Um dos grandes desafios é a baixa adesão ao tratamento, por que isso acontece?
A adesão ao tratamento é muito ruim por uma série de fatores. O paciente para de tomar o remédio porque ele é caro ou porque ele não está sentindo nenhum sintoma, passa a achar que não precisa. Às vezes a pessoa nega o diagnóstico, ou até mesmo houve uma comunicação ineficaz por parte dos profissionais de saúde.
No Brasil, os trabalhos apontam que somente de 43% a 67% dos pacientes têm a pressão controlada. Os dados da OMS mostram um cenário ainda pior, com 4 de cada 5 pessoas sem o tratamento adequado no mundo. É um dos problemas mais sérios que enfrentamos.
Como é o tratamento da hipertensão hoje?
O tratamento deve ser sempre individualizado, não é uma receita de bolo. Primeiro, existe a abordagem não farmacológica, as medidas de higiene do sono, o perder peso, parar de fumar, fazer atividade física. A SBC já orienta até técnicas de respiração, meditação mindfulness, tudo que pode ajudar a baixar a pressão.
Depois, se não houver resultados, se pensa em utilizar os medicamentos. O grande avanço hoje são formulações que envolvem dois, três remédios em apenas uma pílula. Isso facilita a adesão. Há ainda testes genéticos para tentar identificar marcadores associados ao quadro que auxiliem no tratamento.
Existe uma perspectiva de melhora desse cenário com novas tecnologias que vêm surgindo?
A telemedicina ajudou muito porque ampliou o acesso a pessoas que às vezes não têm um especialista próximo. Além disso, hoje existem smartwatches que conseguem medir a pressão. Ainda são caros, mas a vantagem é que ele verifica durante o dia inteiro, fazendo uma espécie de mapa.
A ideia é que esses relógios forneçam a saturação do oxigênio, a frequência cardíaca, a pressão arterial, a qualidade do sono, quantos passos foram dados, e o paciente envie esse monitoramento para o médico, para uma avaliação mais completa. Isso é muito bom, é para o que devemos caminhar no futuro.

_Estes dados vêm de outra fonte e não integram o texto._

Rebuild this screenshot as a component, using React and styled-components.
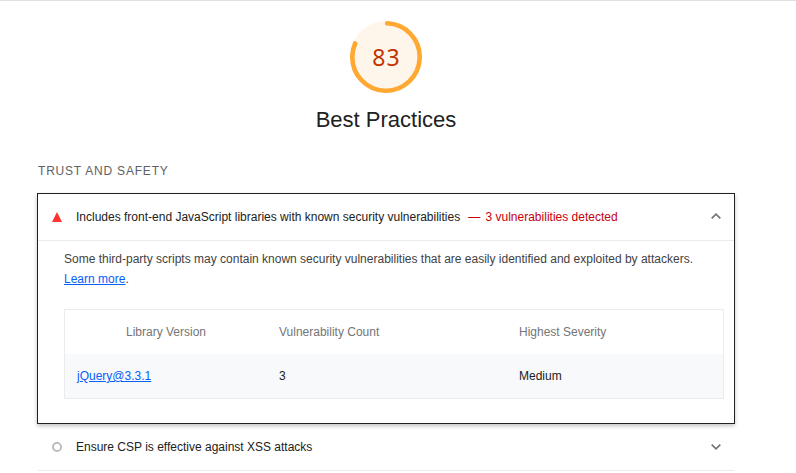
import React from "react";
import styled, { createGlobalStyle } from "styled-components";

const GlobalStyle = createGlobalStyle`
  * { box-sizing: border-box; }
  body {
    margin: 0;
    background: #fff;
    color: #212121;
    font-family: "Liberation Sans", Arial, sans-serif;
    font-size: 12px;
    line-height: 20px;
    overflow: hidden;
  }
`;

const Page = styled.main`
  height: 473px;
  border-top: 1px solid #e0e0e0;
  padding: 20px 61px 0 37px;
  overflow: hidden;
`;

const Summary = styled.header`
  display: flex;
  flex-direction: column;
  align-items: center;
`;

const Gauge = styled.div`
  display: grid;
  place-items: center;
  width: 72px;
  height: 72px;
  > * { grid-area: 1 / 1; }
`;

const Score = styled.span`
  font-family: "Noto Sans", sans-serif;
  font-size: 23px;
  line-height: 30px;
  letter-spacing: 1px;
  padding-left: 1px;
  color: #c33300;
`;

const Title = styled.h1`
  margin: 11px 0 0;
  font-size: 22px;
  font-weight: 400;
  line-height: 32px;
`;

const GroupTitle = styled.h2`
  margin: 25px 0 12px 1px;
  font-size: 12px;
  font-weight: 400;
  line-height: 20px;
  letter-spacing: 0.8px;
  color: #616161;
`;

const Card = styled.section`
  height: 231px;
  border: 1px solid #212121;
  box-shadow: 0 2px 4px rgba(0, 0, 0, 0.24);
`;

const AuditRow = styled.div`
  display: flex;
  align-items: center;
  height: 47px;
  margin: ${(p) => (p.$outside ? "0 1px" : "0")};
  padding: 0 13px 0 14px;
  border-bottom: 1px solid #ebebeb;
`;

const AuditTitle = styled.span`
  margin-left: 14px;
  flex: 1;
  white-space: pre;
`;

const Failure = styled.span`
  margin-left: 8px;
  color: #c7000a;
`;

const Dash = styled.span`
  margin-right: 2px;
`;

const Details = styled.div`
  padding: 8px 10px 0 26px;
`;

const Description = styled.p`
  margin: 0 0 20px;
  color: #424242;
  white-space: nowrap;
`;

const Link = styled.a`
  color: #0660f9;
  text-decoration: underline;
`;

const Table = styled.div`
  border: 1px solid #ebebeb;
`;

const TableRow = styled.div`
  display: grid;
  grid-template-columns: 202px 240px 1fr;
  align-items: center;
  height: 44px;
  background: ${(p) => (p.$head ? "#fff" : "#f8f9fb")};
  color: ${(p) => (p.$head ? "#757575" : "#212121")};
`;

const Cell = styled.span`
  padding: ${(p) => (p.$center ? "0" : "0 0 0 12px")};
  text-align: ${(p) => (p.$center ? "center" : "left")};
`;

const Svg = styled.svg`
  display: block;
  flex: none;
`;

const ScoreRing = () => (
  <Svg width="72" height="72" viewBox="0 0 72 72" fill="none">
    <circle cx="36" cy="36" r="36" fill="#fff6eb" />
    <circle
      cx="36" cy="36" r="33.7" stroke="#ffa932" strokeWidth="4.6"
      strokeLinecap="round" pathLength="100" strokeDasharray="81 100"
      transform="rotate(-88 36 36)"
    />
  </Svg>
);

const Chevron = ({ up }) => (
  <Svg width="10" height="10" viewBox="0 0 10 10" fill="none">
    <path d={up ? "M.7 6.4 5 2.1l4.3 4.3" : "M.7 2.6 5 6.8 9.3 2.6"} stroke="#757575" strokeWidth="1.7" />
  </Svg>
);

const FailIcon = () => (
  <Svg width="10" height="10" viewBox="0 0 10 10">
    <path d="M5 0 10 10H0Z" fill="#ff3333" />
  </Svg>
);

const InfoIcon = () => (
  <Svg width="10" height="10" viewBox="0 0 10 10">
    <circle cx="5" cy="5" r="4.1" fill="none" stroke="#b8b8b8" strokeWidth="1.8" />
  </Svg>
);

export default function App() {
  return (
    <>
      <GlobalStyle />
      <Page>
        <Summary>
          <Gauge>
            <ScoreRing />
            <Score>83</Score>
          </Gauge>
          <Title>Best Practices</Title>
        </Summary>
        <GroupTitle>TRUST AND SAFETY</GroupTitle>
        <Card>
          <AuditRow>
            <FailIcon />
            <AuditTitle>
              Includes front-end JavaScript libraries with known security vulnerabilities
              <Failure><Dash>—</Dash> 3 vulnerabilities detected</Failure>
            </AuditTitle>
            <Chevron up />
          </AuditRow>
          <Details>
            <Description>
              Some third-party scripts may contain known security vulnerabilities that are easily identified and exploited by attackers.
              <br />
              <Link>Learn more</Link>.
            </Description>
            <Table>
              <TableRow $head>
                <Cell $center>Library Version</Cell>
                <Cell>Vulnerability Count</Cell>
                <Cell>Highest Severity</Cell>
              </TableRow>
              <TableRow>
                <Cell><Link>jQuery@3.3.1</Link></Cell>
                <Cell>3</Cell>
                <Cell>Medium</Cell>
              </TableRow>
            </Table>
          </Details>
        </Card>
        <AuditRow $outside>
          <InfoIcon />
          <AuditTitle>Ensure CSP is effective against XSS attacks</AuditTitle>
          <Chevron />
        </AuditRow>
      </Page>
    </>
  );
}
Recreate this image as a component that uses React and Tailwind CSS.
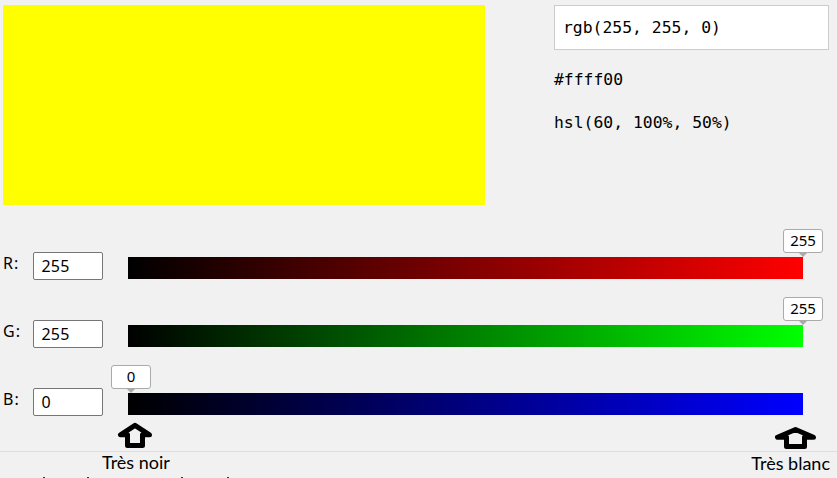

Mas o acesso ainda é restrito. É como as canetas para perder peso, por exemplo, são ótimas, mas são caras e não alcançam todos os pacientes com obesidade. Precisamos pensar também em políticas públicas amplas. A Farmácia Popular, criada em 2004, tem dispensação de remédios para hipertensão arterial e faz muita diferença.